Retype the records below from their first line through the line holding "import React from 'react';", including both ends and no pictures.

INFORMATION SHOWN.
════════

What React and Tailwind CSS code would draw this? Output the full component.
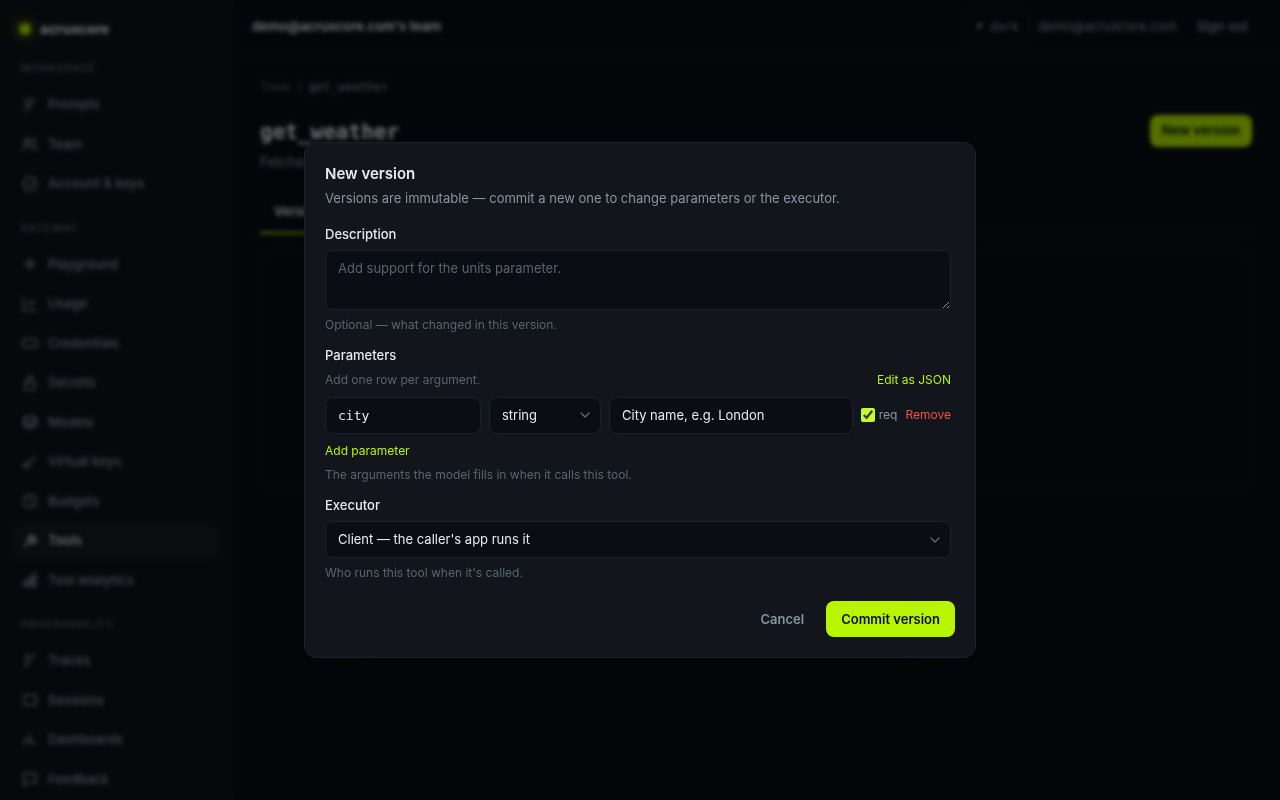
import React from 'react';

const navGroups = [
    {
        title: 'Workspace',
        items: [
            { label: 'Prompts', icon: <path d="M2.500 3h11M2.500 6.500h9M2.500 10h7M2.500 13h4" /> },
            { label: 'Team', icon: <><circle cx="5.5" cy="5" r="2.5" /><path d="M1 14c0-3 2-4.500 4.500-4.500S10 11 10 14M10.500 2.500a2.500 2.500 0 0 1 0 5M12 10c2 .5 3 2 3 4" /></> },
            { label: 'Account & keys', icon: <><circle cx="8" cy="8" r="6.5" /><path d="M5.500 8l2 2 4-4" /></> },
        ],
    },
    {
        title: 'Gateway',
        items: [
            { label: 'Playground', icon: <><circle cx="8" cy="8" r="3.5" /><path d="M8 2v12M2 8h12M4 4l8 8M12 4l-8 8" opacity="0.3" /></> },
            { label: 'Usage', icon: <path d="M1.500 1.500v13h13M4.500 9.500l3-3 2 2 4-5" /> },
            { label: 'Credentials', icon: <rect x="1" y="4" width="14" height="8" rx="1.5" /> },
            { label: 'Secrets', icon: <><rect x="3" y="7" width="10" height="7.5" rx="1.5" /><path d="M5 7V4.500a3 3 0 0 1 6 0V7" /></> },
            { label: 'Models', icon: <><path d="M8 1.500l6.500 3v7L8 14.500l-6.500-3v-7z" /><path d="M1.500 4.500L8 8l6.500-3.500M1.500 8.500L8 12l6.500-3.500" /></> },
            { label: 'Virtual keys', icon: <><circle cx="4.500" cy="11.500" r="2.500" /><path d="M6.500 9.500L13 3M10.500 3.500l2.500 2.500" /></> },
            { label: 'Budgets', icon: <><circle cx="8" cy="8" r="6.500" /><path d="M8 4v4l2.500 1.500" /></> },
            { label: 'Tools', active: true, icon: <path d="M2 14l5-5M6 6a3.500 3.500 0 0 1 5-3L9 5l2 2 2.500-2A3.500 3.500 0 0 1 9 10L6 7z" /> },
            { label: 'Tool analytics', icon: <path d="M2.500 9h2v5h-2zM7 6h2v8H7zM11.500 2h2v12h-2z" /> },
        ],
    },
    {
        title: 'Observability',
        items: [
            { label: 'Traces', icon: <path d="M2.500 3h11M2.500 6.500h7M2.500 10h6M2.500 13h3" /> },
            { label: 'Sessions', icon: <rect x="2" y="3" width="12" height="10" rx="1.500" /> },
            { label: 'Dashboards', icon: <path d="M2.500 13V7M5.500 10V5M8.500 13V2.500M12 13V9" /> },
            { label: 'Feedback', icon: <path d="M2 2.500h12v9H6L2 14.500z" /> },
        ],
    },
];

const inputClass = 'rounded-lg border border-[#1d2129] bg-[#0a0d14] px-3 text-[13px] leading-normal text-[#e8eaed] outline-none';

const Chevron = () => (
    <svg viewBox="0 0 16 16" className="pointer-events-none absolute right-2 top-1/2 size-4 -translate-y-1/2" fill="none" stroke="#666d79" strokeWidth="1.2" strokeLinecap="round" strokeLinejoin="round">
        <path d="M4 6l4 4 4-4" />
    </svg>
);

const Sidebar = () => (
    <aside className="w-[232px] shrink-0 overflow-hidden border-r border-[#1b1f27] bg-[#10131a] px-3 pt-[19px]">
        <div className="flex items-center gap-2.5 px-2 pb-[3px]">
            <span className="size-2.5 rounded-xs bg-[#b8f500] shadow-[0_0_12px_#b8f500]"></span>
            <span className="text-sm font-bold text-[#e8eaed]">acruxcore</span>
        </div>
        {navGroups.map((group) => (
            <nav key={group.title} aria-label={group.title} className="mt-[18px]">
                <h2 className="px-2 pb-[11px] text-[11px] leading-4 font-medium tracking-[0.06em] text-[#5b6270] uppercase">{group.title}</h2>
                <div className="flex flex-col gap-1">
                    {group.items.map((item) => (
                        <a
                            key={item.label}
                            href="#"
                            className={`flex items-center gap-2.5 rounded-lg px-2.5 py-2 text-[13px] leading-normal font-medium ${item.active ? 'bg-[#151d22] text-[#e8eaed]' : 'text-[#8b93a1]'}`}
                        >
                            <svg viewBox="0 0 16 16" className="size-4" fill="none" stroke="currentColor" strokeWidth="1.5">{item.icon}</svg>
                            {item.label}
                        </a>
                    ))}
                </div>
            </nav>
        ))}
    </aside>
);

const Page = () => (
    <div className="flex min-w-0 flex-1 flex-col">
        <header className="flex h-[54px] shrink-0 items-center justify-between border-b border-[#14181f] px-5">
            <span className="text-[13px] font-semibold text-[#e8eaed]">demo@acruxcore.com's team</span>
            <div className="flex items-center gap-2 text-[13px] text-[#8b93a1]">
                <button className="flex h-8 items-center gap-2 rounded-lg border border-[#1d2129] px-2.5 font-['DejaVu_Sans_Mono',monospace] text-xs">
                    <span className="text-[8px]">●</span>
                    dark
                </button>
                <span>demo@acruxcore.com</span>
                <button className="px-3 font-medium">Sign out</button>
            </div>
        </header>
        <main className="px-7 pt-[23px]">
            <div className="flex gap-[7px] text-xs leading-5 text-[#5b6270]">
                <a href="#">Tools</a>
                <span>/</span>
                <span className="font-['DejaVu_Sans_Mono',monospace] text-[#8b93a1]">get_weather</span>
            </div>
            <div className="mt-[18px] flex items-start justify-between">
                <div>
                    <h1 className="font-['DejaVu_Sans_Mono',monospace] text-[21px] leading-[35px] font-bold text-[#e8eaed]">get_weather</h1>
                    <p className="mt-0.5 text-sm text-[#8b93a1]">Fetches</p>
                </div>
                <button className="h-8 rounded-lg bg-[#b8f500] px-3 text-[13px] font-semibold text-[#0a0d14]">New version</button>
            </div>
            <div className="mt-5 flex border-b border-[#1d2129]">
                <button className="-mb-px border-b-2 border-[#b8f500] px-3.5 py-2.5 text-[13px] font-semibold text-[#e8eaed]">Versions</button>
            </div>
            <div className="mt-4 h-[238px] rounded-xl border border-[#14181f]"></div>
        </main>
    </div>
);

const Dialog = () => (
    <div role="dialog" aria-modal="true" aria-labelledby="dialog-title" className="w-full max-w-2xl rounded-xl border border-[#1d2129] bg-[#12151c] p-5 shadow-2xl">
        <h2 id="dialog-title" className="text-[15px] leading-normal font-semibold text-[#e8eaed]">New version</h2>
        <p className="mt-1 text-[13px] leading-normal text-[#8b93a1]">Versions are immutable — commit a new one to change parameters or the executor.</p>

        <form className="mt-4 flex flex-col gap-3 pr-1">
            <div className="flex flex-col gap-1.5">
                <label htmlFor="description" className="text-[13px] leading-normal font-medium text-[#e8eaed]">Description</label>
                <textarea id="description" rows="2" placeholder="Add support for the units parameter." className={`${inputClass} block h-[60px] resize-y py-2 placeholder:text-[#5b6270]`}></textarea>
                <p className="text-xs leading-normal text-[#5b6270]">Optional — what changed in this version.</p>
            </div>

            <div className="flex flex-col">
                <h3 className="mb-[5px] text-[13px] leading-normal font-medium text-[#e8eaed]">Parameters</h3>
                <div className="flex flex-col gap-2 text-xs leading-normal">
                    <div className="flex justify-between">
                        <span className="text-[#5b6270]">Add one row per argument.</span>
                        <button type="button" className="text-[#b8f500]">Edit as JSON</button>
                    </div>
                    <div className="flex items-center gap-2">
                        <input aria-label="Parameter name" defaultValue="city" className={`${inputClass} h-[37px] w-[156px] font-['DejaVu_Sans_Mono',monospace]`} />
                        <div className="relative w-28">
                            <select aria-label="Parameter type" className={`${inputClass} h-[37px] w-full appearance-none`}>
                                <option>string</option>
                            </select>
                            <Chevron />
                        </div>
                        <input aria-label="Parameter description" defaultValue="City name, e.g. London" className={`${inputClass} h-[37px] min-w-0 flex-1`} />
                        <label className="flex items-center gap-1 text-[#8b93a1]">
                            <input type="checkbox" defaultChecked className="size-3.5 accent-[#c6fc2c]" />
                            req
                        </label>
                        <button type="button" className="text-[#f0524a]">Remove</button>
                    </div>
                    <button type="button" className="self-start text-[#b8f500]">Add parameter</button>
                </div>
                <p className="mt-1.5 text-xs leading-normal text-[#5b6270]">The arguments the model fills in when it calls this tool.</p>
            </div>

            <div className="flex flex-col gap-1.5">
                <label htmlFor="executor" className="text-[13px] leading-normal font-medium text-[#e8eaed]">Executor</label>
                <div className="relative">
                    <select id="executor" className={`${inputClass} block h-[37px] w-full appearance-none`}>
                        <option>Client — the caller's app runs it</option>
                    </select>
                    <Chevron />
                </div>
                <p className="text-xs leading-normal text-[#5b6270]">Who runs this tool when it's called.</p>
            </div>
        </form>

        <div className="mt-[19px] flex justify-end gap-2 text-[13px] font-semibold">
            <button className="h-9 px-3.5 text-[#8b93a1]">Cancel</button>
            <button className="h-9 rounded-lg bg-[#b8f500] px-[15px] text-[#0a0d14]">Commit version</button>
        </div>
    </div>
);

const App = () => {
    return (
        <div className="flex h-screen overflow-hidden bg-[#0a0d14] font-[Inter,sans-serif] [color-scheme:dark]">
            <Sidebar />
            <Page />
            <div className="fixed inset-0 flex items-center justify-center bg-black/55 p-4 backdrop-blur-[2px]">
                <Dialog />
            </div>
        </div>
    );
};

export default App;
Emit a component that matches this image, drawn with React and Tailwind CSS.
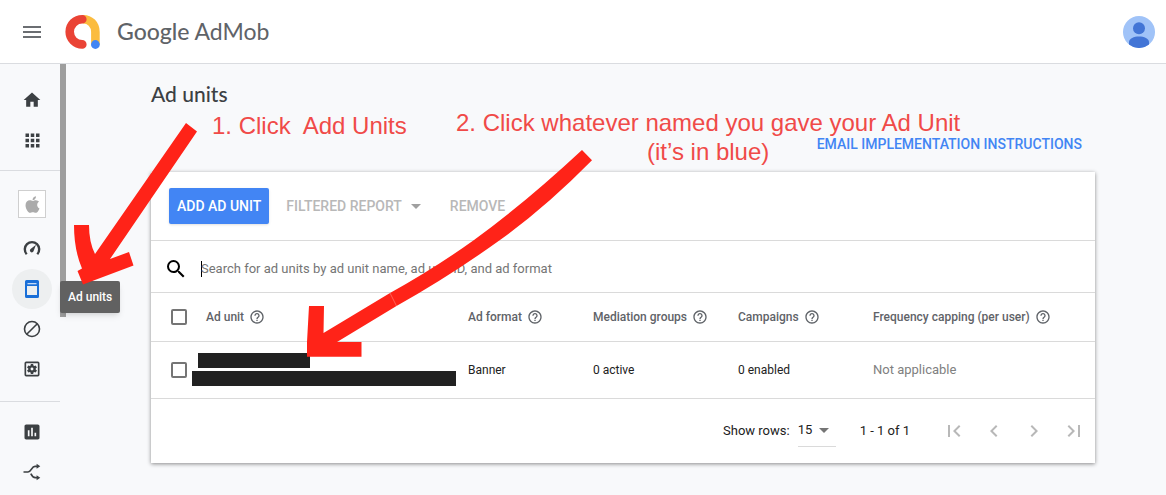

════════

TASK ANSWER.
What React and Tailwind CSS code would draw this? Output the full component.
import React from 'react';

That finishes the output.